WHAT YOU HAVE TO DO: Scan the entries below and extract each line with the word "React" in it.

PROVIDED ENTRIES:
— Begin —

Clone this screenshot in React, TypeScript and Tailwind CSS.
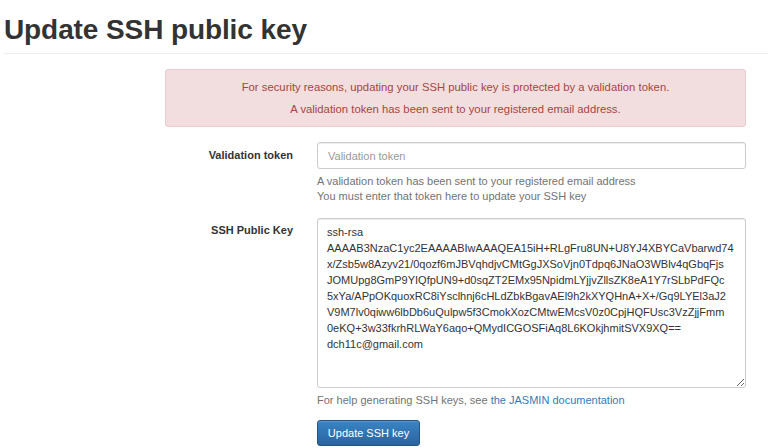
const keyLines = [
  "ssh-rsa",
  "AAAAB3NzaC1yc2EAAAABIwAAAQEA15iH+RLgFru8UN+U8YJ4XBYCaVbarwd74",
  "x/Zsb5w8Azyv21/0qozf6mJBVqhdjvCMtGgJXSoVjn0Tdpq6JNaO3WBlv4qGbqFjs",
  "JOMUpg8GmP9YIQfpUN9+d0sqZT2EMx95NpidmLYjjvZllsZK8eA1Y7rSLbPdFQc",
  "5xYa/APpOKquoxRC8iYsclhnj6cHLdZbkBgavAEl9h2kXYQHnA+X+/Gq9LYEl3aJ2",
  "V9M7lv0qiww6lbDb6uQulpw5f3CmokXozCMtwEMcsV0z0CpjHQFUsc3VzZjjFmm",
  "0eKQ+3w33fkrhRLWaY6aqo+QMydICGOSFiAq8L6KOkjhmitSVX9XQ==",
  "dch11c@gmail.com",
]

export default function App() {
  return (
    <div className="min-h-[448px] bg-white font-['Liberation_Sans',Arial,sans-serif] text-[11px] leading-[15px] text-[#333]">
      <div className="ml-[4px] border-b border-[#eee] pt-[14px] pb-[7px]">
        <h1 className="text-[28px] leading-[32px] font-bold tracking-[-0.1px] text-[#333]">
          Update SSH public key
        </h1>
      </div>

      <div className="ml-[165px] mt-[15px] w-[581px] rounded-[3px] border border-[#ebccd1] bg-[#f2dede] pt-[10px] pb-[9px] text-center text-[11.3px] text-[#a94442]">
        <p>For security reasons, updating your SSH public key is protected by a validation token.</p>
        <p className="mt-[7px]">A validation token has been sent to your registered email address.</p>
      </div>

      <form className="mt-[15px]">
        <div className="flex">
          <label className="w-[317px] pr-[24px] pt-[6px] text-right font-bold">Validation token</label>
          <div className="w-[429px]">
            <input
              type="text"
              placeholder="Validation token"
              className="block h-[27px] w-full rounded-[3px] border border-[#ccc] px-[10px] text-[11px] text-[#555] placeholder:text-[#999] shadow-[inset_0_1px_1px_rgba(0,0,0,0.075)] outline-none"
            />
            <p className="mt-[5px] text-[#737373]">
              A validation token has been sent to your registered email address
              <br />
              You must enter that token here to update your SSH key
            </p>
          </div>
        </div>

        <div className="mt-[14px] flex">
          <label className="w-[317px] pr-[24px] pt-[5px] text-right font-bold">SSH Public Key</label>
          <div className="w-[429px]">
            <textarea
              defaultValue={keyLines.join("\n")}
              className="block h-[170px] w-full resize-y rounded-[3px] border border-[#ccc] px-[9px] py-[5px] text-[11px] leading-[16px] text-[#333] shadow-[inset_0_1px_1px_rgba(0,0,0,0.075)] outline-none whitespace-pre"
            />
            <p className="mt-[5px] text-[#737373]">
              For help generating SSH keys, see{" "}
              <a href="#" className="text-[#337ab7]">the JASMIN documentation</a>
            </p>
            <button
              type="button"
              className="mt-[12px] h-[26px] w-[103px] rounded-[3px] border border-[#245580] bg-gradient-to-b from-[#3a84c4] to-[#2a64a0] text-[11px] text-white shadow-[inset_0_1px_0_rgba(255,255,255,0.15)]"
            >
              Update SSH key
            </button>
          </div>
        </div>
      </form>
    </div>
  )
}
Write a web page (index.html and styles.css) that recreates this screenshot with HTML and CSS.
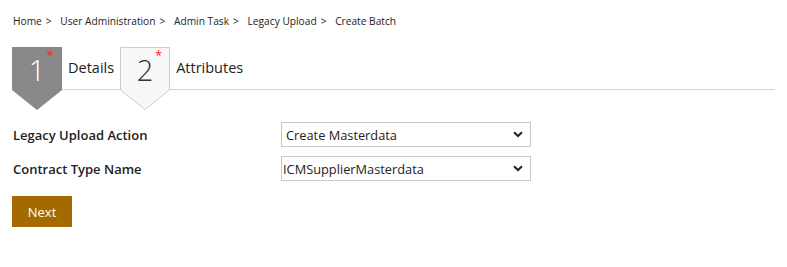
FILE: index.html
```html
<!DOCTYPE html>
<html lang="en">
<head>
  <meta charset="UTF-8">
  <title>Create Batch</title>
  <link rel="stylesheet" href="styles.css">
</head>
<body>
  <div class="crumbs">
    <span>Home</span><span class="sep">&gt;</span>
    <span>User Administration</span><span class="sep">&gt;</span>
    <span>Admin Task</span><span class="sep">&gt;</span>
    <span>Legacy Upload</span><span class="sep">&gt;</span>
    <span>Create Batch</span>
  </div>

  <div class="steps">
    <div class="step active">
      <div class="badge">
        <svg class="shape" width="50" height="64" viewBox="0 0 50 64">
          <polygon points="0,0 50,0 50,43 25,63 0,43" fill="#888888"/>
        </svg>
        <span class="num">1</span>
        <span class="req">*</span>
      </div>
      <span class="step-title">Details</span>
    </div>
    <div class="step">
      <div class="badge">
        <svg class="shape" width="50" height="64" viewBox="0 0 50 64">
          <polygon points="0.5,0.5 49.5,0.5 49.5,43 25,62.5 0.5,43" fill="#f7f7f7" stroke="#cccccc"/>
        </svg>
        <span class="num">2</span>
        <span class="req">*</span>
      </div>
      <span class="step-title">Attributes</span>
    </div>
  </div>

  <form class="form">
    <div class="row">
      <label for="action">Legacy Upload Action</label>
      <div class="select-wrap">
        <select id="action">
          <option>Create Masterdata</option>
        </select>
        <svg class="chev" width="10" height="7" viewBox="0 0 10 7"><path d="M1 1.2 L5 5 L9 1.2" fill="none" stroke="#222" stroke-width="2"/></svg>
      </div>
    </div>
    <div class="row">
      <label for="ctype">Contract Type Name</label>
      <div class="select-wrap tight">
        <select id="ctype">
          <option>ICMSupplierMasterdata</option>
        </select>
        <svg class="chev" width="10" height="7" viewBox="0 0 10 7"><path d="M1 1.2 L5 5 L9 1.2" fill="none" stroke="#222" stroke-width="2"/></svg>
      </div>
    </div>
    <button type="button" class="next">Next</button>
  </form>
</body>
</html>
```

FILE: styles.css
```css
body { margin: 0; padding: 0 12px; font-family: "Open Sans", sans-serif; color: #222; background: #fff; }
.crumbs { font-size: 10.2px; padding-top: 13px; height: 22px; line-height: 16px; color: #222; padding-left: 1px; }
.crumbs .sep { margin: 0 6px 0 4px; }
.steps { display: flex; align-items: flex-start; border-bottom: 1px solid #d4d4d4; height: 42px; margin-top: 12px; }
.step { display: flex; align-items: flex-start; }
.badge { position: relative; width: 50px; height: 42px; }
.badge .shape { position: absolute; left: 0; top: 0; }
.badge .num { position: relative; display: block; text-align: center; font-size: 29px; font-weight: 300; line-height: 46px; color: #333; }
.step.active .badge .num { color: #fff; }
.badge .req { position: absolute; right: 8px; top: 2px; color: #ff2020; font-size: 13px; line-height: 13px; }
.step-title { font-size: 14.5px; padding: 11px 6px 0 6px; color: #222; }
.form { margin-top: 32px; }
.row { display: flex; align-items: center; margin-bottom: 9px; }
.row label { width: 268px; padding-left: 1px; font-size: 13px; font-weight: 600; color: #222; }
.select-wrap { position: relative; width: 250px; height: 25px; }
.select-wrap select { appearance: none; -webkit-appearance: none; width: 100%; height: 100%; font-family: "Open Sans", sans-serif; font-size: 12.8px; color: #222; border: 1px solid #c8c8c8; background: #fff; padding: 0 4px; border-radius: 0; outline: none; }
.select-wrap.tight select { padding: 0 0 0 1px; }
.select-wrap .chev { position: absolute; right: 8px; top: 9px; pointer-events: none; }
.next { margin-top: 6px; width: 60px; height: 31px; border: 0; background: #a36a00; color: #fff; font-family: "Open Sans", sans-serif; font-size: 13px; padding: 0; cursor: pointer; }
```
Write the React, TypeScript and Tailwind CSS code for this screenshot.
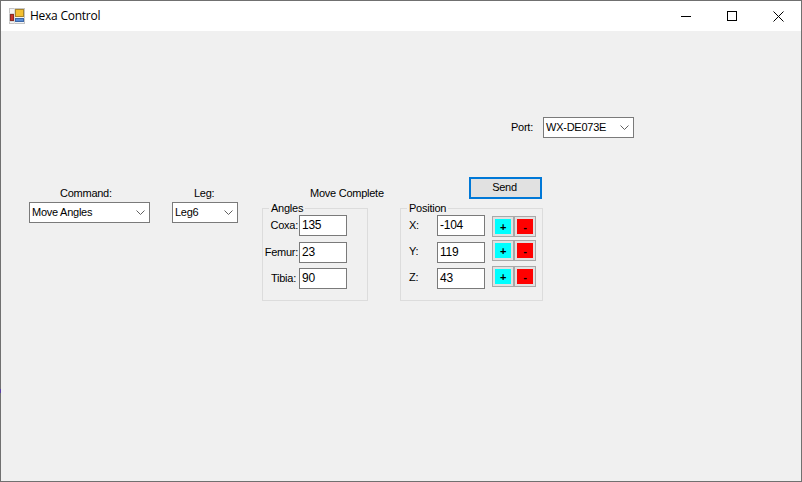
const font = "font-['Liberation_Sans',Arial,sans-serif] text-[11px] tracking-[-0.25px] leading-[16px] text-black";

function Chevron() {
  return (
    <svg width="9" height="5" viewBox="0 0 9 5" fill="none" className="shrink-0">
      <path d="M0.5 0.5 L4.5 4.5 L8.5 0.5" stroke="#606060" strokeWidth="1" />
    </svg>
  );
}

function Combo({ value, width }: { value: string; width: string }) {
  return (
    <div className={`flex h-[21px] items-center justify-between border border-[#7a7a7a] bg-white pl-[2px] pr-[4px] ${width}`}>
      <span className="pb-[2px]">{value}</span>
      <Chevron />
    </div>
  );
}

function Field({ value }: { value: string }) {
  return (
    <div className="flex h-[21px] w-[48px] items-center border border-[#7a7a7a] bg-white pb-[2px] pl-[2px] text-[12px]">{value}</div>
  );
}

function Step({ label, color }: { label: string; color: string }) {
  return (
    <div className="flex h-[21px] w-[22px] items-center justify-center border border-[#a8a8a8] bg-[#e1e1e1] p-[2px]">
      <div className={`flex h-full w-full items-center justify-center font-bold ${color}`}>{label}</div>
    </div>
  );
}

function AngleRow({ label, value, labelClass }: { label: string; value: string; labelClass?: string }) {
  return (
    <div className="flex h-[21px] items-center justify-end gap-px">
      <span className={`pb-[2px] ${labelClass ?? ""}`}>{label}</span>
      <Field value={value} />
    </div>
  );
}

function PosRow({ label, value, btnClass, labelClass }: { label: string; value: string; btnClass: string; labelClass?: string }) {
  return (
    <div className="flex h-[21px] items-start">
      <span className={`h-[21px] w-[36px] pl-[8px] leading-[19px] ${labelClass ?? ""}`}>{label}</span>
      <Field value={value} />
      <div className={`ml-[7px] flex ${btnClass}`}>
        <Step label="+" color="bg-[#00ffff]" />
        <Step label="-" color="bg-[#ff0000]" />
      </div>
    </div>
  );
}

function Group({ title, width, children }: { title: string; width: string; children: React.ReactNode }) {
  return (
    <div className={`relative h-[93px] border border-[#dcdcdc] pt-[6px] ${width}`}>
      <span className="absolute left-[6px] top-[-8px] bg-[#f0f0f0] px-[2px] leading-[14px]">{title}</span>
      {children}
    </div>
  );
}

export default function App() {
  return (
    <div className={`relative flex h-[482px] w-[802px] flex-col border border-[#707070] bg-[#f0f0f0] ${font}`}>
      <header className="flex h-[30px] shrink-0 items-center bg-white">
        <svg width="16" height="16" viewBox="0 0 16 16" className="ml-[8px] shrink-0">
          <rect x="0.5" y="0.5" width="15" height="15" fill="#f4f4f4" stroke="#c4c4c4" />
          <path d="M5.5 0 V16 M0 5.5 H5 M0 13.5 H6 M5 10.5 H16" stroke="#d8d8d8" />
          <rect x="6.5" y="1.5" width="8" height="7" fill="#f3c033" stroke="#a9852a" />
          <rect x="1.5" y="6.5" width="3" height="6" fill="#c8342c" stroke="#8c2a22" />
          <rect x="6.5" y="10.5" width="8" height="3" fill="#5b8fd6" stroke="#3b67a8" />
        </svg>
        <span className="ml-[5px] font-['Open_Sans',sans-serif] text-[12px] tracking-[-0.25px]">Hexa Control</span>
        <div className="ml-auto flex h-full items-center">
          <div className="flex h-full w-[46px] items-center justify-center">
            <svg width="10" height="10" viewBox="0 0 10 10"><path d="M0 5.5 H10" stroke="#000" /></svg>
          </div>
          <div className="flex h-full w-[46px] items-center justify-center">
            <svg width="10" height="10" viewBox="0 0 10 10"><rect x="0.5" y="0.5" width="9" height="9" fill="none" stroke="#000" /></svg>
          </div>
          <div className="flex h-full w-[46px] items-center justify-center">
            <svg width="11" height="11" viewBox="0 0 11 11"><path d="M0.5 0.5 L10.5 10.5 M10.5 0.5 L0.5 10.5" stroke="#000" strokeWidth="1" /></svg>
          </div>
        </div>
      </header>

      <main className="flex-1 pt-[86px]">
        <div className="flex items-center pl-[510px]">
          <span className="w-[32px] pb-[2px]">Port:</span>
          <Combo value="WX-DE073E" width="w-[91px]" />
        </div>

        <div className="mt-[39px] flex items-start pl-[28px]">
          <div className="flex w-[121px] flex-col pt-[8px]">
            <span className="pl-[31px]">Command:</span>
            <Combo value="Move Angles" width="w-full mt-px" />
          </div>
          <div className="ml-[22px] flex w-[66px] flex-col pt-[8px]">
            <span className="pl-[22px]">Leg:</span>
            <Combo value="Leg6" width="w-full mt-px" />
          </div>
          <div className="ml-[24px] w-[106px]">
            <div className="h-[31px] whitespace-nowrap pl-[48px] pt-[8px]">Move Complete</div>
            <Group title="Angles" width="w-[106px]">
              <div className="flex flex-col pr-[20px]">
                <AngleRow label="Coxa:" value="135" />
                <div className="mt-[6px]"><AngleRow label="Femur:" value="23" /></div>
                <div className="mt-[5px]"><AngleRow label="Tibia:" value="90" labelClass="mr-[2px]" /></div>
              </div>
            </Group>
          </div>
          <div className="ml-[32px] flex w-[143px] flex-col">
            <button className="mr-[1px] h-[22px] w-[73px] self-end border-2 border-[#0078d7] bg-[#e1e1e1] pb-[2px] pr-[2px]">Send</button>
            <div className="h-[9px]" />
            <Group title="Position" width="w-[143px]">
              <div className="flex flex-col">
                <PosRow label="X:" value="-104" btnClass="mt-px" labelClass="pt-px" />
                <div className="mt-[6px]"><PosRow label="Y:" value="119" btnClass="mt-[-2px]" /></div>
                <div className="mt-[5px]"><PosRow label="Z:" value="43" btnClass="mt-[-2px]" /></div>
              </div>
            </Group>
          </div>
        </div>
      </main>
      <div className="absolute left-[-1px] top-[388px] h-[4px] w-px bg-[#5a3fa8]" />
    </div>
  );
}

— End —

WRITTEN RESPONSE:
Clone this screenshot in React, TypeScript and Tailwind CSS.
Write the React, TypeScript and Tailwind CSS code for this screenshot.
function Group({ title, width, children }: { title: string; width: string; children: React.ReactNode }) {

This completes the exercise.